[start]

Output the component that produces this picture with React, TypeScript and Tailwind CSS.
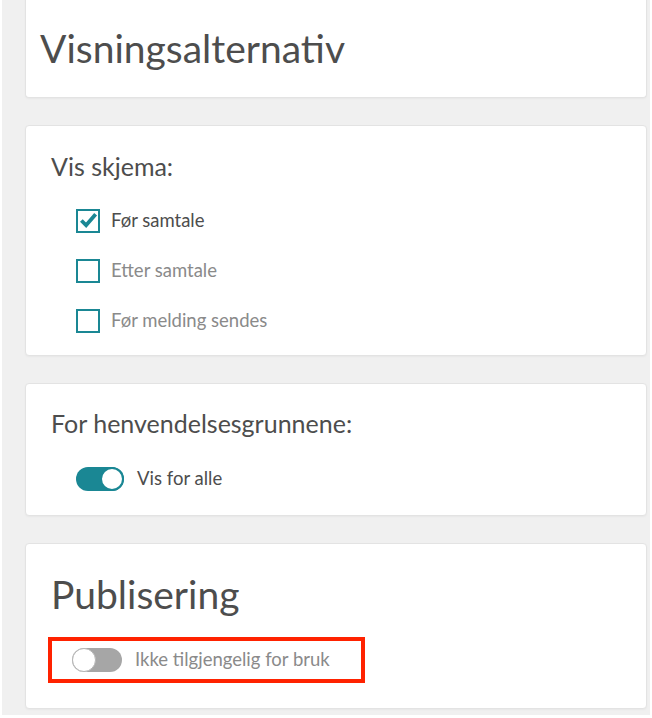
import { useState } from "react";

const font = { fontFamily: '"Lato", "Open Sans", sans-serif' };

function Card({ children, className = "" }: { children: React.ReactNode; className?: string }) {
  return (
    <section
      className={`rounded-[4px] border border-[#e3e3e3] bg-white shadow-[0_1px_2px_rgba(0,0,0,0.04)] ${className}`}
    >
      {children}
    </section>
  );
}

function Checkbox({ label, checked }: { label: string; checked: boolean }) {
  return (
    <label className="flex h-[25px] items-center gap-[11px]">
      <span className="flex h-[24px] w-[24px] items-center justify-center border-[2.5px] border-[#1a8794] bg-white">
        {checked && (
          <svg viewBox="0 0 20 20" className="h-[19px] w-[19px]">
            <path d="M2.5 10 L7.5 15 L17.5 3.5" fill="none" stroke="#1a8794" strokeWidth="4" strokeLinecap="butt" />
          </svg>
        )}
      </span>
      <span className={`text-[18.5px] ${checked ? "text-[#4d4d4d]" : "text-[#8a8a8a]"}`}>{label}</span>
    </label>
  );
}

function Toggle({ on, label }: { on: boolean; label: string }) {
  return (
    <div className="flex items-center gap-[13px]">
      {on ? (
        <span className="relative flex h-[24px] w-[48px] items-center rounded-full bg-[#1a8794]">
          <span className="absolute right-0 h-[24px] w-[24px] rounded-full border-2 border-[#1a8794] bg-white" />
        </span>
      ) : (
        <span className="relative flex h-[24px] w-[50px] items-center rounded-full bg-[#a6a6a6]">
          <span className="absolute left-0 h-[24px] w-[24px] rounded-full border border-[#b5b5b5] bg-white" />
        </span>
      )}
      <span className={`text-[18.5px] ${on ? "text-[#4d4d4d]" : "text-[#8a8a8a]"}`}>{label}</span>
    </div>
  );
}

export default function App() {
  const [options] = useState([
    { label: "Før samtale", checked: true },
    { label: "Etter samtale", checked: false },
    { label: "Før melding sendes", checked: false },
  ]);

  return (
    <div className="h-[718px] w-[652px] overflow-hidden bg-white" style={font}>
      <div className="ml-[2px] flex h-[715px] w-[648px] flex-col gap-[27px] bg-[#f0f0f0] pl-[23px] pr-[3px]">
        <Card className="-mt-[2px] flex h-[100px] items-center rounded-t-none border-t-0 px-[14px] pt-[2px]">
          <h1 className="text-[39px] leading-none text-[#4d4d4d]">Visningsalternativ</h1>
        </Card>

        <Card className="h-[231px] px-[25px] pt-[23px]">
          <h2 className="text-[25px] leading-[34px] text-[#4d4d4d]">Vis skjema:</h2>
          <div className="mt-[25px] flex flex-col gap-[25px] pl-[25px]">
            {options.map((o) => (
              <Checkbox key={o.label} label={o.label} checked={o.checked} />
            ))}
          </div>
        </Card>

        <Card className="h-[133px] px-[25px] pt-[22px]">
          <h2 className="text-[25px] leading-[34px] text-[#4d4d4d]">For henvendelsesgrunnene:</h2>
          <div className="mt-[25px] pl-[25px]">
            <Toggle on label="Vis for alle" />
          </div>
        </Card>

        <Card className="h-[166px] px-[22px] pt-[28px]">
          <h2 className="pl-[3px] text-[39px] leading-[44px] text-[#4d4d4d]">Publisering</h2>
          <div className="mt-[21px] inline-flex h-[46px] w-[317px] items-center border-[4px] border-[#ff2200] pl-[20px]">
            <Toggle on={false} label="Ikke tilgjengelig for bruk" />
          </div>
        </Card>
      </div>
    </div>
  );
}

[end]
[start]

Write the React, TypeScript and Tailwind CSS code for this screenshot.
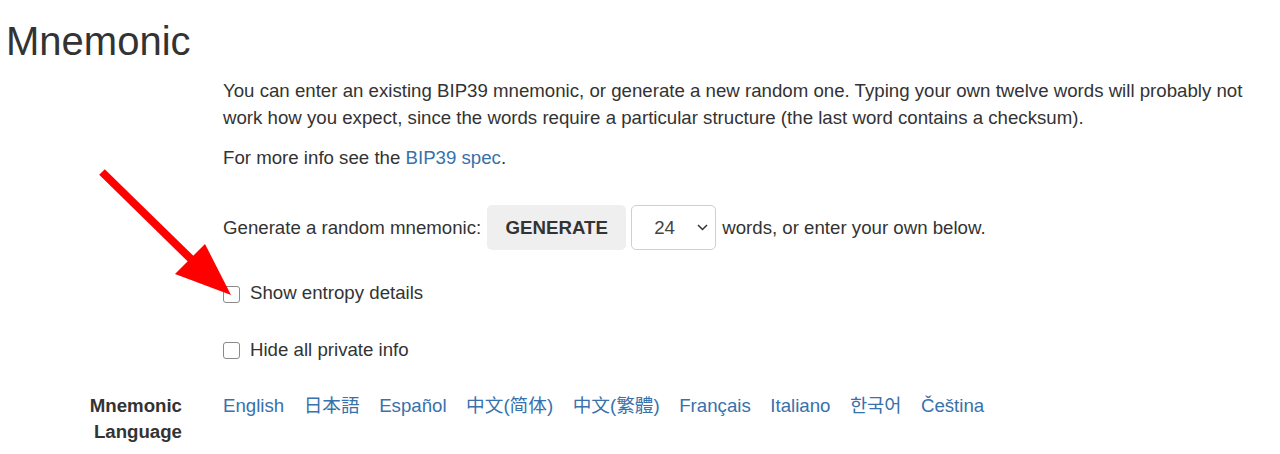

[end]
[start]

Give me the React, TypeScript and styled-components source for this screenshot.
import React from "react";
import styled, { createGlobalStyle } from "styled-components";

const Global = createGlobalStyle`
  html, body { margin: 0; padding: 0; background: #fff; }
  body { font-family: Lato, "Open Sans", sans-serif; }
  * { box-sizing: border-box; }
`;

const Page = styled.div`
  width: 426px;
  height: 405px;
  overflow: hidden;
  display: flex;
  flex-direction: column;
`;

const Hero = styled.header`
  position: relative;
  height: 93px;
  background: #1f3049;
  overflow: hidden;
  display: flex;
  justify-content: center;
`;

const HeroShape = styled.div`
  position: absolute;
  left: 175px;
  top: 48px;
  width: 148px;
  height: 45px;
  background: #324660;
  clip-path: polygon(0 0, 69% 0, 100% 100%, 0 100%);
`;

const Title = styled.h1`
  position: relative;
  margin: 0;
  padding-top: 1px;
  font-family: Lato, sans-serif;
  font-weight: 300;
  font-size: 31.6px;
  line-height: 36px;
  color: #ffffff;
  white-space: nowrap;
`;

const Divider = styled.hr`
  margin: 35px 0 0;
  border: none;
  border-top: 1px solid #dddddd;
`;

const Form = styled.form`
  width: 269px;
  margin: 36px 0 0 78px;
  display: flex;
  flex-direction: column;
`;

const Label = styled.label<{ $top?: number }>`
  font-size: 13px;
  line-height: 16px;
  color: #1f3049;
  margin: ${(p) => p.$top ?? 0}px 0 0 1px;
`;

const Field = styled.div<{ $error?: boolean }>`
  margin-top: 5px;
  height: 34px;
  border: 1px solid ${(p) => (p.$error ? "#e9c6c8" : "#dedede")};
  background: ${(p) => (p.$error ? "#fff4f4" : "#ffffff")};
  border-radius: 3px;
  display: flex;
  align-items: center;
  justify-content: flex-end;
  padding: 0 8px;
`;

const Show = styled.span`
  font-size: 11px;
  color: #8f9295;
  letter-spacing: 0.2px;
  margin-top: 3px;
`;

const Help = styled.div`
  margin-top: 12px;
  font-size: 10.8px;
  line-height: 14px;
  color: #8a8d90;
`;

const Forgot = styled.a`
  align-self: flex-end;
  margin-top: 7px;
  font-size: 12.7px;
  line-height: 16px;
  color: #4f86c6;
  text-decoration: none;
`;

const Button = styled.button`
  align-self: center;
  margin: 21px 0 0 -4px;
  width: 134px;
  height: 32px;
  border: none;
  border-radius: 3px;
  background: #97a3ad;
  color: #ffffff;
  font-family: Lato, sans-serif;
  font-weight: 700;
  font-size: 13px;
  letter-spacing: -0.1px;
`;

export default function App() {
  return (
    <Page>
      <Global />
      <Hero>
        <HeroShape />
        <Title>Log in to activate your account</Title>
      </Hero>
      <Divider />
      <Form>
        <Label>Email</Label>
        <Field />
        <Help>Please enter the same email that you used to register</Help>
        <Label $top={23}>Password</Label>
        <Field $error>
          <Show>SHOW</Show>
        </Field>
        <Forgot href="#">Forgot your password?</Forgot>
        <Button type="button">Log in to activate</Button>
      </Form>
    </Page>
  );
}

[end]

**EXERCISE DIRECTIONS**
Show each line of the listing that holds the string "components".

**COMPLETE RESPONSE**
Give me the React, TypeScript and styled-components source for this screenshot.
import styled, { createGlobalStyle } from "styled-components";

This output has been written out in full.